*EXERCISE DETAILS*. Reproduce, please, only the lines from the first line below to the line containing "const rowsOf = k => blocks[k].map(hx)", inclusive.

*PROVIDED MATERIAL*.

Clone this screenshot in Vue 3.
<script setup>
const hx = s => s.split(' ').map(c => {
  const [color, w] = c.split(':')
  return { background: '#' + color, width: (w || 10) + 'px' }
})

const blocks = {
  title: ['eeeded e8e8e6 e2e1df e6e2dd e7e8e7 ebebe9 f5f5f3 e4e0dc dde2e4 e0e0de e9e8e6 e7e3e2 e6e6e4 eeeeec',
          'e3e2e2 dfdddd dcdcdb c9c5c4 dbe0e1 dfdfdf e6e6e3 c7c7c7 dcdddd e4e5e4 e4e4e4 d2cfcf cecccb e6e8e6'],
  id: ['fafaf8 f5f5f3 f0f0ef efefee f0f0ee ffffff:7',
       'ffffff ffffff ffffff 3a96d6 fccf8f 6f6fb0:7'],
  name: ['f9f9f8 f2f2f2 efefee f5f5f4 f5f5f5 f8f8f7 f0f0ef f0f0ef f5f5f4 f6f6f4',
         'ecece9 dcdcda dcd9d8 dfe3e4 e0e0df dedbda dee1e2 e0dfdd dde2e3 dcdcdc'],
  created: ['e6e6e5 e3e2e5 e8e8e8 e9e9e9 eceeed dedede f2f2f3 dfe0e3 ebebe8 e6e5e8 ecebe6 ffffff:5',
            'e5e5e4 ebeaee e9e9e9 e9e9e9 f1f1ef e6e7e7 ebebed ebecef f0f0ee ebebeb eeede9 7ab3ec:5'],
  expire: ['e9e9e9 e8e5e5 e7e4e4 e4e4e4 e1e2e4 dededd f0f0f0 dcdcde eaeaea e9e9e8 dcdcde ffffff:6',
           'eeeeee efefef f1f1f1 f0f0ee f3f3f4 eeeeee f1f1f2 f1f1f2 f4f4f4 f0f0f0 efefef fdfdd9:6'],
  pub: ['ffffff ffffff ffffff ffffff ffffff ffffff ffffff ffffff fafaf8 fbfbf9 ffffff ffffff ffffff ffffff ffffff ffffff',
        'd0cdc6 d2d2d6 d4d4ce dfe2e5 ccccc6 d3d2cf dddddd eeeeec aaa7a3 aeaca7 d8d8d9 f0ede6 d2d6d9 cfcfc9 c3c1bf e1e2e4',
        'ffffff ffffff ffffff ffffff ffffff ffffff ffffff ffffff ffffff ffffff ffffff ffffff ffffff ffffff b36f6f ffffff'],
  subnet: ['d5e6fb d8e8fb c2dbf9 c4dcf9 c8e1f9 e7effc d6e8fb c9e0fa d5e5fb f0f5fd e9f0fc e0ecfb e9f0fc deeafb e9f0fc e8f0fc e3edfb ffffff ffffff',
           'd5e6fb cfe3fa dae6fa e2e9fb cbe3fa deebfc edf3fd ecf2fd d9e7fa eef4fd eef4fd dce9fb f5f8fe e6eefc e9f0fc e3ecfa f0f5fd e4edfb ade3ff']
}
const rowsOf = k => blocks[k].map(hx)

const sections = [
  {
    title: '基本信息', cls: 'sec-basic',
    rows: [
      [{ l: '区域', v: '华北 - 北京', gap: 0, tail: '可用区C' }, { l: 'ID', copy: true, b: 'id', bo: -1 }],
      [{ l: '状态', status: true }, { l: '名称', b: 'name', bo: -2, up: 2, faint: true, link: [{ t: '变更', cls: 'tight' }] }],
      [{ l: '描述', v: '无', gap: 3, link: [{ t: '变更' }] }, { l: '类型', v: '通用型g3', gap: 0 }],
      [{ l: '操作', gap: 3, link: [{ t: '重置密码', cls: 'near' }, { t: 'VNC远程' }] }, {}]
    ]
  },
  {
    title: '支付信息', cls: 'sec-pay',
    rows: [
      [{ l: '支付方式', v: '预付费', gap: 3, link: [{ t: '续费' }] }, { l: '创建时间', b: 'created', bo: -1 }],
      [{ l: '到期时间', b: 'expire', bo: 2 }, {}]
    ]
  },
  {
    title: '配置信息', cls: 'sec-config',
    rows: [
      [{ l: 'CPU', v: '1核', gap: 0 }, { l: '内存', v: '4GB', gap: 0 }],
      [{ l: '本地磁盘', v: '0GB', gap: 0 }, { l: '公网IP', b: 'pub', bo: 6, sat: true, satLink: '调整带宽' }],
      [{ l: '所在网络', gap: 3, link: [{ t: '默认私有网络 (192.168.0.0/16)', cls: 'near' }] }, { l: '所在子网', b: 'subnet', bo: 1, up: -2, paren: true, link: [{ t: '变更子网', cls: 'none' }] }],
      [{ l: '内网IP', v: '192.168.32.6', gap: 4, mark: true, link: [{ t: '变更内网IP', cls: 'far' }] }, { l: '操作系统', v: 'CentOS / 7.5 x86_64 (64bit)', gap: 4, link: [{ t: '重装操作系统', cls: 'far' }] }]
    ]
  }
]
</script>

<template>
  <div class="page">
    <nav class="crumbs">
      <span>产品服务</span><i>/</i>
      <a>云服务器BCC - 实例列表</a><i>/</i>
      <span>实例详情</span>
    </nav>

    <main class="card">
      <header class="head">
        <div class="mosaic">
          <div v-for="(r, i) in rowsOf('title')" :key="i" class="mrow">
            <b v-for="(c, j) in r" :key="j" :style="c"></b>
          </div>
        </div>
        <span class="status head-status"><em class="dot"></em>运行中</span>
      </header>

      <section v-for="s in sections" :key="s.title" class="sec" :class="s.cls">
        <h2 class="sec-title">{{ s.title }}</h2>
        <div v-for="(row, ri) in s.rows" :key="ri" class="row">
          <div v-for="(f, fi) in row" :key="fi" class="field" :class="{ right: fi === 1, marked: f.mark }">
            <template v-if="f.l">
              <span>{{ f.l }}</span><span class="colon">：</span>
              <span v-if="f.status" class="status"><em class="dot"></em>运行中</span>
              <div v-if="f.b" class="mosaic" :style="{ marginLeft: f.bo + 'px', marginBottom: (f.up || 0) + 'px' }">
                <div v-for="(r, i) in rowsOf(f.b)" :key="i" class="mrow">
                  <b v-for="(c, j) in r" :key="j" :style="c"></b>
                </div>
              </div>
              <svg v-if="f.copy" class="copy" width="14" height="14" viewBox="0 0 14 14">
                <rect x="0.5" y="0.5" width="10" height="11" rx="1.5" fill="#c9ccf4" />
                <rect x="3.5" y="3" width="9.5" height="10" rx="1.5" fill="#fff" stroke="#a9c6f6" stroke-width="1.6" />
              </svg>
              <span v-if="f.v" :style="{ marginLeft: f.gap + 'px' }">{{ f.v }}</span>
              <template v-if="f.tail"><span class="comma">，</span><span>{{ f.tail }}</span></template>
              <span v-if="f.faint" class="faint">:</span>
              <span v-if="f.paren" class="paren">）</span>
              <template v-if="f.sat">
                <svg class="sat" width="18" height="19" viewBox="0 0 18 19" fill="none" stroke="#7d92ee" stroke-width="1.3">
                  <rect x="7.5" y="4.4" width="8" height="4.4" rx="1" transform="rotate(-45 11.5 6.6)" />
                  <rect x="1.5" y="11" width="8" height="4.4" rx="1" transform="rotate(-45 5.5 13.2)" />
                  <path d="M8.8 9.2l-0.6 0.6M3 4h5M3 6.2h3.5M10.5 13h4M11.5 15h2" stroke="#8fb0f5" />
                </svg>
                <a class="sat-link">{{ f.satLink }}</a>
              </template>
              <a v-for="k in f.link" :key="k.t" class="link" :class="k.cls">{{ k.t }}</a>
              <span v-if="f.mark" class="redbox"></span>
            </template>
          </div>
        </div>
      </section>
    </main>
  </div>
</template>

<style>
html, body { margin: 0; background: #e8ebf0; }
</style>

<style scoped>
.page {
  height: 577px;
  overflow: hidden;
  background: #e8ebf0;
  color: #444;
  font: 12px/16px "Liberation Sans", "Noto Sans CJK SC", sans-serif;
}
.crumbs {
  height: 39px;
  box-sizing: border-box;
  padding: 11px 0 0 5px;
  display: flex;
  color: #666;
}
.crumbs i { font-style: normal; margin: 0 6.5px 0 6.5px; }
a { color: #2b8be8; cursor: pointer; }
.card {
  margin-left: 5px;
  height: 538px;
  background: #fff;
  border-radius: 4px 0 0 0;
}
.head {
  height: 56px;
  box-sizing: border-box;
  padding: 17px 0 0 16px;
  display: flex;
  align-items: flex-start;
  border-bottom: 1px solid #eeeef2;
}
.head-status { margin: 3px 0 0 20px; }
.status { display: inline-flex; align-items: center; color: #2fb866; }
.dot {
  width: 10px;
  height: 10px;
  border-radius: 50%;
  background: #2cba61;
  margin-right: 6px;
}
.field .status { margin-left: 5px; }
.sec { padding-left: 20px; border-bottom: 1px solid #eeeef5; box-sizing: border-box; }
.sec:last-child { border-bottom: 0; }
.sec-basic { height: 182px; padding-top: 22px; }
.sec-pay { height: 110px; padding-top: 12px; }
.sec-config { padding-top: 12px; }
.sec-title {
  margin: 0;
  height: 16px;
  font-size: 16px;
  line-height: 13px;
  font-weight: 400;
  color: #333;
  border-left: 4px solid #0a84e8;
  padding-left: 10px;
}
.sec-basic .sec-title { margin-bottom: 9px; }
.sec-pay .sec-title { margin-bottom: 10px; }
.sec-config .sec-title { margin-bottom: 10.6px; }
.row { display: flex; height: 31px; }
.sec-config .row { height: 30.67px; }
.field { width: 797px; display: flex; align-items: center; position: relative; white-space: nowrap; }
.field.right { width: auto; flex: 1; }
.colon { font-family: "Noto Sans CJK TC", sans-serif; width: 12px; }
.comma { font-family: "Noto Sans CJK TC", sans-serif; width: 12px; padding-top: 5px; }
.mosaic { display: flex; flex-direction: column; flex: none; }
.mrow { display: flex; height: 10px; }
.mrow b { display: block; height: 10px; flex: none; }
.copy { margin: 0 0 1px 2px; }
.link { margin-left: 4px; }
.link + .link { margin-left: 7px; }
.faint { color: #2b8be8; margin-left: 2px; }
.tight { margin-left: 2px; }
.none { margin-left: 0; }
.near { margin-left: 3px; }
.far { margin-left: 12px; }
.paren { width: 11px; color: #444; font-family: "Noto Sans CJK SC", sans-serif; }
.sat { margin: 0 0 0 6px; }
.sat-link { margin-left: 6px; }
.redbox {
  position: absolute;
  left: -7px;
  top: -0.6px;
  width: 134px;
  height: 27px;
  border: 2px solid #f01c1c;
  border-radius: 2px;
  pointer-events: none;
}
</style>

*EXPECTED OUTPUT*.
Clone this screenshot in Vue 3.
<script setup>
const hx = s => s.split(' ').map(c => {
  const [color, w] = c.split(':')
  return { background: '#' + color, width: (w || 10) + 'px' }
})

const blocks = {
  title: ['eeeded e8e8e6 e2e1df e6e2dd e7e8e7 ebebe9 f5f5f3 e4e0dc dde2e4 e0e0de e9e8e6 e7e3e2 e6e6e4 eeeeec',
          'e3e2e2 dfdddd dcdcdb c9c5c4 dbe0e1 dfdfdf e6e6e3 c7c7c7 dcdddd e4e5e4 e4e4e4 d2cfcf cecccb e6e8e6'],
  id: ['fafaf8 f5f5f3 f0f0ef efefee f0f0ee ffffff:7',
       'ffffff ffffff ffffff 3a96d6 fccf8f 6f6fb0:7'],
  name: ['f9f9f8 f2f2f2 efefee f5f5f4 f5f5f5 f8f8f7 f0f0ef f0f0ef f5f5f4 f6f6f4',
         'ecece9 dcdcda dcd9d8 dfe3e4 e0e0df dedbda dee1e2 e0dfdd dde2e3 dcdcdc'],
  created: ['e6e6e5 e3e2e5 e8e8e8 e9e9e9 eceeed dedede f2f2f3 dfe0e3 ebebe8 e6e5e8 ecebe6 ffffff:5',
            'e5e5e4 ebeaee e9e9e9 e9e9e9 f1f1ef e6e7e7 ebebed ebecef f0f0ee ebebeb eeede9 7ab3ec:5'],
  expire: ['e9e9e9 e8e5e5 e7e4e4 e4e4e4 e1e2e4 dededd f0f0f0 dcdcde eaeaea e9e9e8 dcdcde ffffff:6',
           'eeeeee efefef f1f1f1 f0f0ee f3f3f4 eeeeee f1f1f2 f1f1f2 f4f4f4 f0f0f0 efefef fdfdd9:6'],
  pub: ['ffffff ffffff ffffff ffffff ffffff ffffff ffffff ffffff fafaf8 fbfbf9 ffffff ffffff ffffff ffffff ffffff ffffff',
        'd0cdc6 d2d2d6 d4d4ce dfe2e5 ccccc6 d3d2cf dddddd eeeeec aaa7a3 aeaca7 d8d8d9 f0ede6 d2d6d9 cfcfc9 c3c1bf e1e2e4',
        'ffffff ffffff ffffff ffffff ffffff ffffff ffffff ffffff ffffff ffffff ffffff ffffff ffffff ffffff b36f6f ffffff'],
  subnet: ['d5e6fb d8e8fb c2dbf9 c4dcf9 c8e1f9 e7effc d6e8fb c9e0fa d5e5fb f0f5fd e9f0fc e0ecfb e9f0fc deeafb e9f0fc e8f0fc e3edfb ffffff ffffff',
           'd5e6fb cfe3fa dae6fa e2e9fb cbe3fa deebfc edf3fd ecf2fd d9e7fa eef4fd eef4fd dce9fb f5f8fe e6eefc e9f0fc e3ecfa f0f5fd e4edfb ade3ff']
}
const rowsOf = k => blocks[k].map(hx)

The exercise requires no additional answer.